Start and finish: Iraklion Archaeological Museum, Platia Eleftherias. To reach the start of the walk itself, take a taxi (about £2 - rank is opposite the museum) to San Andreas Bastion at the western seaward end of the medieval city walls, where Odos Makariou and Odos Sofokli Venizelou meet.

Climb the ramp to the wall-top path and follow it past the bastions of Pantokrator, Bethlehem, Martinengo (tomb of Crete's great novelist, Kazantzakis), Jesus and St George. A brief descent is necessary at the Bethlehem Bastion. The rampart path from here on is clear but far from smooth, and you might prefer to walk outside the walls through the linear garden in the medieval moat until you regain Platia Eleftherias.

From here it's best to wander with a city map in hand (available from the Tourist Office and many hotel receptions). The walk as described follows Odos Daidalos to Platia Venizelos (a.k.a. Lion Square, with the Morosini Fountain) and the Venetian Loggia and Church of Agios Titos; then Odos 25 Avgoustou to the harbour and Venetian fort. Side roads go west to the Church of Agios Dimitrios and on to the Historical Museum on Sofoklis Venizelou.

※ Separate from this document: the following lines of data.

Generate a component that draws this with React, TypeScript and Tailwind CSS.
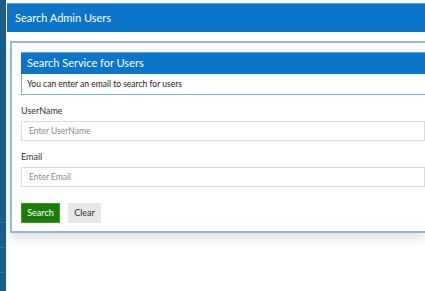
import React from "react";

const fieldLabel = "block text-[9px] leading-[12px] text-[#333]";
const fieldInput =
  "block w-full h-[20px] border border-[#dcdcdc] px-[7px] text-[8.5px] text-[#333] placeholder:text-[#8a8a8a] outline-none bg-white";

const App: React.FC = () => {
  return (
    <div className="flex min-h-[291px] bg-white" style={{ fontFamily: 'Lato, "Open Sans", sans-serif' }}>
      {/* Side rail */}
      <div className="w-[6px] bg-[#1d5d8c] flex flex-col">
        <div className="h-[222px]" />
        <div className="h-[25px] border-t border-[#2f6f9c]" />
        <div className="h-[25px] border-t border-[#2f6f9c]" />
        <div className="flex-1 border-t border-[#2f6f9c]" />
      </div>

      <div className="flex-1 pl-[1px] pt-[3px] min-w-0">
        {/* Page header */}
        <div className="h-[29px] bg-[#0b75c9] border-t border-[#5a9fdc] flex items-center px-[8px]">
          <h1 className="text-white text-[11px]">Search Admin Users</h1>
        </div>

        {/* Panel */}
        <div className="ml-[3px] mt-[9px] border-2 border-r-0 border-[#8dbbe6] shadow-[0_6px_10px_rgba(0,0,0,0.12)] pl-[9px] pt-[9px] pb-[8px]">
          <div>
            <div className="h-[22px] bg-[#0b75c9] border-t border-[#5a9fdc] flex items-center px-[6px]">
              <h2 className="text-white text-[11px]">Search Service for Users</h2>
            </div>
            <div className="h-[21px] border-l border-b border-[#7aaee0] flex items-center px-[5px]">
              <p className="text-[8.5px] text-[#222]">You can enter an email to search for users</p>
            </div>
          </div>

          <div className="mt-[10px]">
            <label className={fieldLabel}>UserName</label>
            <input className={`${fieldInput} mt-[4px]`} placeholder="Enter UserName" />
          </div>

          <div className="mt-[10px]">
            <label className={fieldLabel}>Email</label>
            <input className={`${fieldInput} mt-[4px]`} placeholder="Enter Email" />
          </div>

          <div className="mt-[16px] flex gap-[8px]">
            <button className="h-[20px] w-[39px] bg-[#1b7c0c] border border-[#3b9a2c] text-white text-[9px]">
              Search
            </button>
            <button className="h-[20px] w-[33px] bg-[#e7e7e7] text-[#333] text-[9px]">
              Clear
            </button>
          </div>
        </div>
      </div>
    </div>
  );
};

export default App;
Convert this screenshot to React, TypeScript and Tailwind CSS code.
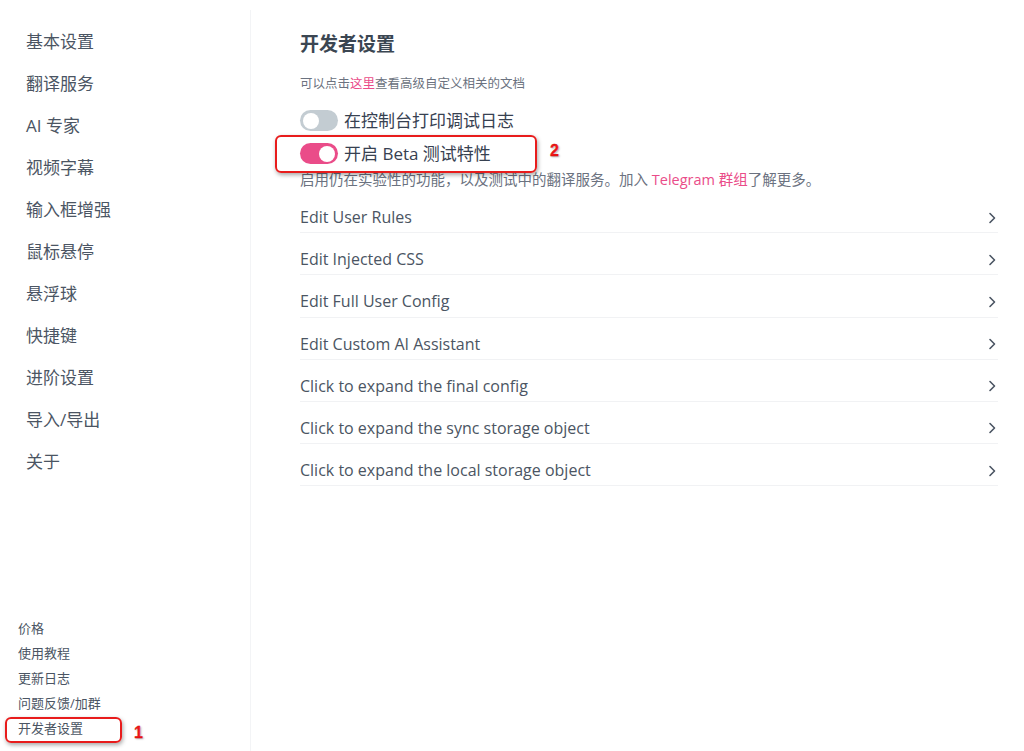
import React from "react";

const FONT = '"Open Sans", "Noto Sans CJK SC", sans-serif';

const navTop = ["基本设置", "翻译服务", "AI 专家", "视频字幕", "输入框增强", "鼠标悬停", "悬浮球", "快捷键", "进阶设置", "导入/导出", "关于"];
const navBottom = ["价格", "使用教程", "更新日志", "问题反馈/加群", "开发者设置"];
const rows = [
  "Edit User Rules",
  "Edit Injected CSS",
  "Edit Full User Config",
  "Edit Custom AI Assistant",
  "Click to expand the final config",
  "Click to expand the sync storage object",
  "Click to expand the local storage object",
];

function Chevron() {
  return (
    <svg width="8" height="12" viewBox="0 0 8 12" fill="none">
      <path d="M2 1.5 L6.5 6 L2 10.5" stroke="#4b5563" strokeWidth="1.6" strokeLinecap="round" strokeLinejoin="round" />
    </svg>
  );
}

function Toggle({ on }: { on: boolean }) {
  return (
    <div
      className={`w-[38px] h-[21px] rounded-full flex items-center px-[3px] ${on ? "bg-[#ea4c89] justify-end" : "bg-[#c3ccd2] justify-start"}`}
    >
      <div className="w-[16px] h-[16px] rounded-full bg-white" />
    </div>
  );
}

function Mark({ n }: { n: string }) {
  return (
    <span
      className="text-[16px] font-bold text-[#f01818] leading-none [text-shadow:0_0_1px_#fff,1px_1px_2px_rgba(0,0,0,0.35)]"
      style={{ fontFamily: '"Liberation Sans", sans-serif', WebkitTextStroke: "0.3px #c00" }}
    >
      {n}
    </span>
  );
}

export default function App() {
  return (
    <div className="w-[1024px] h-[751px] bg-white flex relative overflow-hidden" style={{ fontFamily: FONT }}>
      {/* Sidebar */}
      <div className="w-[250px] h-full flex flex-col justify-between pt-[21px] pb-[10px]">
        <div className="flex flex-col pl-[26px]">
          {navTop.map((t) => (
            <div key={t} className="h-[42px] flex items-center text-[17px] text-[#4b5563]">
              {t}
            </div>
          ))}
        </div>
        <div className="flex flex-col pl-[18px]">
          {navBottom.map((t) => (
            <div key={t} className="h-[25px] flex items-center text-[13px] text-[#4b5563]">
              {t}
            </div>
          ))}
        </div>
      </div>
      <div className="w-px mt-[10px] bg-[#f3f4f6]" />

      {/* Main */}
      <div className="flex-1 pl-[49px] pr-[26px] pt-[30px] flex flex-col">
        <div className="text-[19px] leading-[28px] font-bold text-[#3b4652]">开发者设置</div>
        <div className="mt-[16px] text-[12.5px] leading-[20px] text-[#6b7280]">
          可以点击<span className="text-[#ea4c89]">这里</span>查看高级自定义相关的文档
        </div>
        <div className="mt-[10px] h-[33px] flex items-center gap-[6px]">
          <Toggle on={false} />
          <span className="text-[17px] text-[#374151]">在控制台打印调试日志</span>
        </div>
        <div className="h-[33px] flex items-center gap-[6px]">
          <Toggle on={true} />
          <span className="text-[17px] text-[#374151]">开启 Beta 测试特性</span>
        </div>
        <div className="text-[14.5px] leading-[20px] text-[#6b7280]">
          启用仍在实验性的功能，以及测试中的翻译服务。加入 <span className="text-[#ea4c89]">Telegram 群组</span>了解更多。
        </div>
        <div className="mt-[1px] flex flex-col">
          {rows.map((r) => (
            <div key={r} className="pt-[17px] pb-[5.2px] border-b border-[#f1f2f4] flex items-center justify-between">
              <span className="text-[16px] leading-[19px] text-[#4b5563]">{r}</span>
              <span className="mr-[2px]"><Chevron /></span>
            </div>
          ))}
        </div>
      </div>

      {/* Annotations */}
      <div className="absolute left-[275px] top-[135px] w-[262px] h-[38px] border-2 border-[#e81c1c] rounded-[6px] shadow-[1px_2px_4px_rgba(0,0,0,0.35)]" />
      <div className="absolute left-[550px] top-[138px]"><Mark n="2" /></div>
      <div className="absolute left-[5px] top-[717px] w-[117px] h-[26px] border-2 border-[#e81c1c] rounded-[6px] shadow-[1px_2px_4px_rgba(0,0,0,0.35)]" />
      <div className="absolute left-[134px] top-[720px]"><Mark n="1" /></div>
    </div>
  );
}
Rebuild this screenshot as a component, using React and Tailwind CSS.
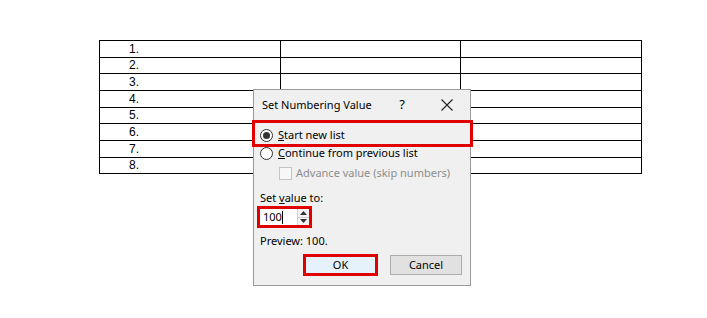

From here a succession of tiny roads - Grevenou, Kalimeraki, Chortatsou, Vistaki, Giamalaki and Kazantzaki - lead to the Priuli Fountain. On by Kazantzaki, Apokoronou, Odos 1770, Moirelou and Agion Deka to Platia Aikaterinis and the Museum of Icons. Then more narrow roads - Karterou, Amisou and Pizaniou, to Vikela and the Turkish and Venetian fountains in Platia Kornarou. Lastly up the market street of Odos 1866, and right along Dikaiosinis to the Archaeological Museum.